[Pages as source code]
· · · · · · ·

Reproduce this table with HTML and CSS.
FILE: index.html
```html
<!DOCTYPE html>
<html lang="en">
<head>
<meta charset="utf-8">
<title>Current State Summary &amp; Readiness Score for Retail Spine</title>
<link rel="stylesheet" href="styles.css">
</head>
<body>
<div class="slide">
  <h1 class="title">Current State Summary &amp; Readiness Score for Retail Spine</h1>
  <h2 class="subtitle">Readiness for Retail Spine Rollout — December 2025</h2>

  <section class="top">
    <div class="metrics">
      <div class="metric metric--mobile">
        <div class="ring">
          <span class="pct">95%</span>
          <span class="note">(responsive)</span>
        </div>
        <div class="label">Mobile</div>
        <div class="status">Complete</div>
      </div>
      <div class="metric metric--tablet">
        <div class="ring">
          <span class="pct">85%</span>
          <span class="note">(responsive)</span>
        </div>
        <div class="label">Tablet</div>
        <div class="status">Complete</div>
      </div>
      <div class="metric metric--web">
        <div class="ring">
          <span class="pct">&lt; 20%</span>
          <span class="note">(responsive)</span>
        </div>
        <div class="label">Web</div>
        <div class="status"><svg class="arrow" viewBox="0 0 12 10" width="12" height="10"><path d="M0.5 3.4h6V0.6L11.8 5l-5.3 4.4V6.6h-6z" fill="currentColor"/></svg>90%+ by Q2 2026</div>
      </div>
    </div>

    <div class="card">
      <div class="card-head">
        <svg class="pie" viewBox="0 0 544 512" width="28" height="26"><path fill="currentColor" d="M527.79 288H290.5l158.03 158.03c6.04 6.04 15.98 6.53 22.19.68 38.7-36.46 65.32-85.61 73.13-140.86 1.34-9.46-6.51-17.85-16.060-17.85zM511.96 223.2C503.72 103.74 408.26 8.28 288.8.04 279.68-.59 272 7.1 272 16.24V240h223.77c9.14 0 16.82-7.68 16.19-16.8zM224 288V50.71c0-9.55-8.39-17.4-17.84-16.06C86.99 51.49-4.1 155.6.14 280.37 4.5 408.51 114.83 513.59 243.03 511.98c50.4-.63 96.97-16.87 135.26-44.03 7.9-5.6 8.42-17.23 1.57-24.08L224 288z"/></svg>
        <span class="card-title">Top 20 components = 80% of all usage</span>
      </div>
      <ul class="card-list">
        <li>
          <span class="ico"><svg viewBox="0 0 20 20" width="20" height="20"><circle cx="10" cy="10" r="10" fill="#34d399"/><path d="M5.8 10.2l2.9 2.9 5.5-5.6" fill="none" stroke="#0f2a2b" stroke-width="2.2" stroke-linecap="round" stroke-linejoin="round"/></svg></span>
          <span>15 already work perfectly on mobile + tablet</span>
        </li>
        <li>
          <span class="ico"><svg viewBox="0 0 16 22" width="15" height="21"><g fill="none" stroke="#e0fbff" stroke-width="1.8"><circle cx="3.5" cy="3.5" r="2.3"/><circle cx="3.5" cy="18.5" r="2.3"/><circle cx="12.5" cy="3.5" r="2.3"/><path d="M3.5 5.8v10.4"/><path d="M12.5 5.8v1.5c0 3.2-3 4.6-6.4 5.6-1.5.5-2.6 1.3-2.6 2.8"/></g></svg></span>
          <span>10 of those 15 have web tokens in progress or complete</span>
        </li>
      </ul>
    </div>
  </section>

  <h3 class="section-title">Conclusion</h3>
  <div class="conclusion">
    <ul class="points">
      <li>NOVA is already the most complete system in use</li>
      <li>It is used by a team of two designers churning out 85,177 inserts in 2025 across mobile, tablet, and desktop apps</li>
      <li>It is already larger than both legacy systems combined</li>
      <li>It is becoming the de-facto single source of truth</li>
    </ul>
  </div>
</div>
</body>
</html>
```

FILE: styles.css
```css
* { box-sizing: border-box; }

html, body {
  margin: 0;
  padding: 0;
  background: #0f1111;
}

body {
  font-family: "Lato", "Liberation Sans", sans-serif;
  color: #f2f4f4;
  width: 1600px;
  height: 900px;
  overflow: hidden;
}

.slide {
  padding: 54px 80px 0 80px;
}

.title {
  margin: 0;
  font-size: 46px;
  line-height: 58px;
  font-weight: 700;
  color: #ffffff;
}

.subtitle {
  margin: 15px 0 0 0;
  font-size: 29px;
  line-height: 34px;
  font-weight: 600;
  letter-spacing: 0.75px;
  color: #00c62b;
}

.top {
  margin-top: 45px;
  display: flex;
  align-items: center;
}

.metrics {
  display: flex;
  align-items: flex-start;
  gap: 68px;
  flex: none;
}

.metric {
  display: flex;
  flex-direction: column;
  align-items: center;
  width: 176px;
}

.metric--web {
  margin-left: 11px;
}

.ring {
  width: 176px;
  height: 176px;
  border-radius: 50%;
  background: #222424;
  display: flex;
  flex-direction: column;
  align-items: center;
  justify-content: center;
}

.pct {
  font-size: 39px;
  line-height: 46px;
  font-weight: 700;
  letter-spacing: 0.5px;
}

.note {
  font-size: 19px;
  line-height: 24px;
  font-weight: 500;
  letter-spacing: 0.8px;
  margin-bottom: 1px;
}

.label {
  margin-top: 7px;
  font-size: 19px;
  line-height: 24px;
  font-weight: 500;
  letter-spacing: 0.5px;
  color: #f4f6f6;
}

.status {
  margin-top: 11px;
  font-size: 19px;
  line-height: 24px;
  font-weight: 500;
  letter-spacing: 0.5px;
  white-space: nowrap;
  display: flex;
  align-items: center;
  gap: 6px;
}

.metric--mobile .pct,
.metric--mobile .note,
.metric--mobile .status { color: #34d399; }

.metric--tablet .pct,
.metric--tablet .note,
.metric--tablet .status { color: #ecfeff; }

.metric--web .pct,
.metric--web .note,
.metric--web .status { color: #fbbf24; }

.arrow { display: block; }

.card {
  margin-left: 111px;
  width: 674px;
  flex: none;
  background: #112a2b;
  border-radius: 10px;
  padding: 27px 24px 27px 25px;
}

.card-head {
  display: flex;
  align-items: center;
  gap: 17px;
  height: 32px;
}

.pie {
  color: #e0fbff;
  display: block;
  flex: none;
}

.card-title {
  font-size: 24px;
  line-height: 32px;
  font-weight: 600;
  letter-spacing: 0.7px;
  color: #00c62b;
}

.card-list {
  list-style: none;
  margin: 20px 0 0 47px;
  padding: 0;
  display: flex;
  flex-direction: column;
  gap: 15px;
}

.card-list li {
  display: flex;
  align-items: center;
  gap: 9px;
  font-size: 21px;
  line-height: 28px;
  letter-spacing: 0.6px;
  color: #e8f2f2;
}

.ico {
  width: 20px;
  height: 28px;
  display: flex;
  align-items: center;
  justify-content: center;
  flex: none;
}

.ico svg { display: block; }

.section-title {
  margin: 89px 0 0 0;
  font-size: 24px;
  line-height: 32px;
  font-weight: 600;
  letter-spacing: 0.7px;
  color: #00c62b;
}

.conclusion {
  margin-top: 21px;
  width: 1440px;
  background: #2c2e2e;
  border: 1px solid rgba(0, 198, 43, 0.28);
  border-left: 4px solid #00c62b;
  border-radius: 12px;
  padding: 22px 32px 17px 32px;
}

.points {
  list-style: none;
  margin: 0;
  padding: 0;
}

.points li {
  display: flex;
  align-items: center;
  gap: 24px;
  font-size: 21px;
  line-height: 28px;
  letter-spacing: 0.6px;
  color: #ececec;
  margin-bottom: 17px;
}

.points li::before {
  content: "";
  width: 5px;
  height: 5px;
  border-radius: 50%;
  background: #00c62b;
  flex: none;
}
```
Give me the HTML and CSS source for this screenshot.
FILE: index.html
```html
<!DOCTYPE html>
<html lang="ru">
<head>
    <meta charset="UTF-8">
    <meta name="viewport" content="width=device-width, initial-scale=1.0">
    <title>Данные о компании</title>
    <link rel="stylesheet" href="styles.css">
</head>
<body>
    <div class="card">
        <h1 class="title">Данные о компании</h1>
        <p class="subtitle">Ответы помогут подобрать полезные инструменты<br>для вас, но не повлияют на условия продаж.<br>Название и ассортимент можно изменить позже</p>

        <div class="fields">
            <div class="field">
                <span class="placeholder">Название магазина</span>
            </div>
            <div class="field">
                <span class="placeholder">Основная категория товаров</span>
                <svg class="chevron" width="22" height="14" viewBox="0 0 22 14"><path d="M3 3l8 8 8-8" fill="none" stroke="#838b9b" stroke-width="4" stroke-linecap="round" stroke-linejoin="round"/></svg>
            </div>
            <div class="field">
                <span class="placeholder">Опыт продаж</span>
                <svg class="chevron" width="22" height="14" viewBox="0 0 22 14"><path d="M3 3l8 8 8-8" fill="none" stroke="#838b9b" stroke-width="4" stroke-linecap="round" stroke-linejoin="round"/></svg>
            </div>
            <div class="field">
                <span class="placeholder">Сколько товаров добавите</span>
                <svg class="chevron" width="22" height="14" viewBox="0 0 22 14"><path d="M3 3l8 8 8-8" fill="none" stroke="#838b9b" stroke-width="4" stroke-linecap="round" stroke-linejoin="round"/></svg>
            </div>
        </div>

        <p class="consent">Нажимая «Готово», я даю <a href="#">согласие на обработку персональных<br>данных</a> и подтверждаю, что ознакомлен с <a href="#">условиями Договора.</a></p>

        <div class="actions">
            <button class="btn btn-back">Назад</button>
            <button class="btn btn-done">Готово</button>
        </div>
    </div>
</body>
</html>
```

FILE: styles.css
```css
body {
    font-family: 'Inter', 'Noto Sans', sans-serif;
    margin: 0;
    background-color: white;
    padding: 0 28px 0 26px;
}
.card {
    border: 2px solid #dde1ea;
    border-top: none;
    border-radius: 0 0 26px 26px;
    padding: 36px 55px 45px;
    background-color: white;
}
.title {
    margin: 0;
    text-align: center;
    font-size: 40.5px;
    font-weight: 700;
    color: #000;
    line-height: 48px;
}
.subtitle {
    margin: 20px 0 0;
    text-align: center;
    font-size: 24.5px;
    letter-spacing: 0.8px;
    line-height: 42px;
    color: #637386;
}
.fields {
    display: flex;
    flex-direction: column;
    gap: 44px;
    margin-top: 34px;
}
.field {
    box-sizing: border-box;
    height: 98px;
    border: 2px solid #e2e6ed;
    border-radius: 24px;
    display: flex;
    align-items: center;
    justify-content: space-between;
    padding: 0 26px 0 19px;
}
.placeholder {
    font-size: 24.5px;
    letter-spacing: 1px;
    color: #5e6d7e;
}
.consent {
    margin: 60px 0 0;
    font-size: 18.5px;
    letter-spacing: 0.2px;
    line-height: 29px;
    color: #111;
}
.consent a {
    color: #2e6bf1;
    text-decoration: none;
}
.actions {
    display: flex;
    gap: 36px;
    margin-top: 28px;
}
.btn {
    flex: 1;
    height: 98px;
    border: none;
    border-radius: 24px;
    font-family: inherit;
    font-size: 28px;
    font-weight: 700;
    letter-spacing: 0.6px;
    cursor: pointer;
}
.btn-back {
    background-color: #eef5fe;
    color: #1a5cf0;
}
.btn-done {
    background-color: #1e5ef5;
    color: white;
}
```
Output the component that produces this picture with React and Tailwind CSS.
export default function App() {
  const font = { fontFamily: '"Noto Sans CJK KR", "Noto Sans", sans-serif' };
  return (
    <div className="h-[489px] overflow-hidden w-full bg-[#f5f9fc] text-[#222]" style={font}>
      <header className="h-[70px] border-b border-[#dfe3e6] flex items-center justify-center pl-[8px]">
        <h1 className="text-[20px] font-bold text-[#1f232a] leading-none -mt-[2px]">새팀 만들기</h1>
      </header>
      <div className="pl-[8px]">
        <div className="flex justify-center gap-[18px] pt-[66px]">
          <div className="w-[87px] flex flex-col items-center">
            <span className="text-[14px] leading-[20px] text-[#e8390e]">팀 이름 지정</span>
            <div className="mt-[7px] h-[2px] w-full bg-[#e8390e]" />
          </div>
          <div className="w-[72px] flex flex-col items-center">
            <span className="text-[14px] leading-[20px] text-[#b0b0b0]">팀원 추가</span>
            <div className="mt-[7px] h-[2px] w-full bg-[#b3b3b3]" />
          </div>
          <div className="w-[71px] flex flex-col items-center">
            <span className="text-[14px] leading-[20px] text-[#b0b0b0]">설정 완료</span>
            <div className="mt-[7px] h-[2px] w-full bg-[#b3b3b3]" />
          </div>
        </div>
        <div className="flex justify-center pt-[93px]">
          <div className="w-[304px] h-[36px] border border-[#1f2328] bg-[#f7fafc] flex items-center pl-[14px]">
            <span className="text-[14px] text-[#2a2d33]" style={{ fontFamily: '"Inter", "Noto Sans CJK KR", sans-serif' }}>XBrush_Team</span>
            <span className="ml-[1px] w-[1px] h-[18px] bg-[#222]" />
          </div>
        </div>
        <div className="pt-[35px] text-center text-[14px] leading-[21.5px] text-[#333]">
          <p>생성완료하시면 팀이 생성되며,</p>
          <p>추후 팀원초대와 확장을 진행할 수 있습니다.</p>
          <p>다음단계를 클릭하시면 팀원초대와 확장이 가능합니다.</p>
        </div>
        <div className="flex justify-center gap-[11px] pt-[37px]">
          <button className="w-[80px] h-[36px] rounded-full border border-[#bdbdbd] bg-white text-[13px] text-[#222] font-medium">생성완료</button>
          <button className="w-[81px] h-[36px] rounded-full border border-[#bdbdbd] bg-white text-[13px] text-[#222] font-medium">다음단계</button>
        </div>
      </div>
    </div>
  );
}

· · · · · · ·

WHAT IS REQUIRED - Copy out every line of the listing that contains the string "this".

COMPLETE OUTPUT -
Reproduce this table with HTML and CSS.
Give me the HTML and CSS source for this screenshot.
Output the component that produces this picture with React and Tailwind CSS.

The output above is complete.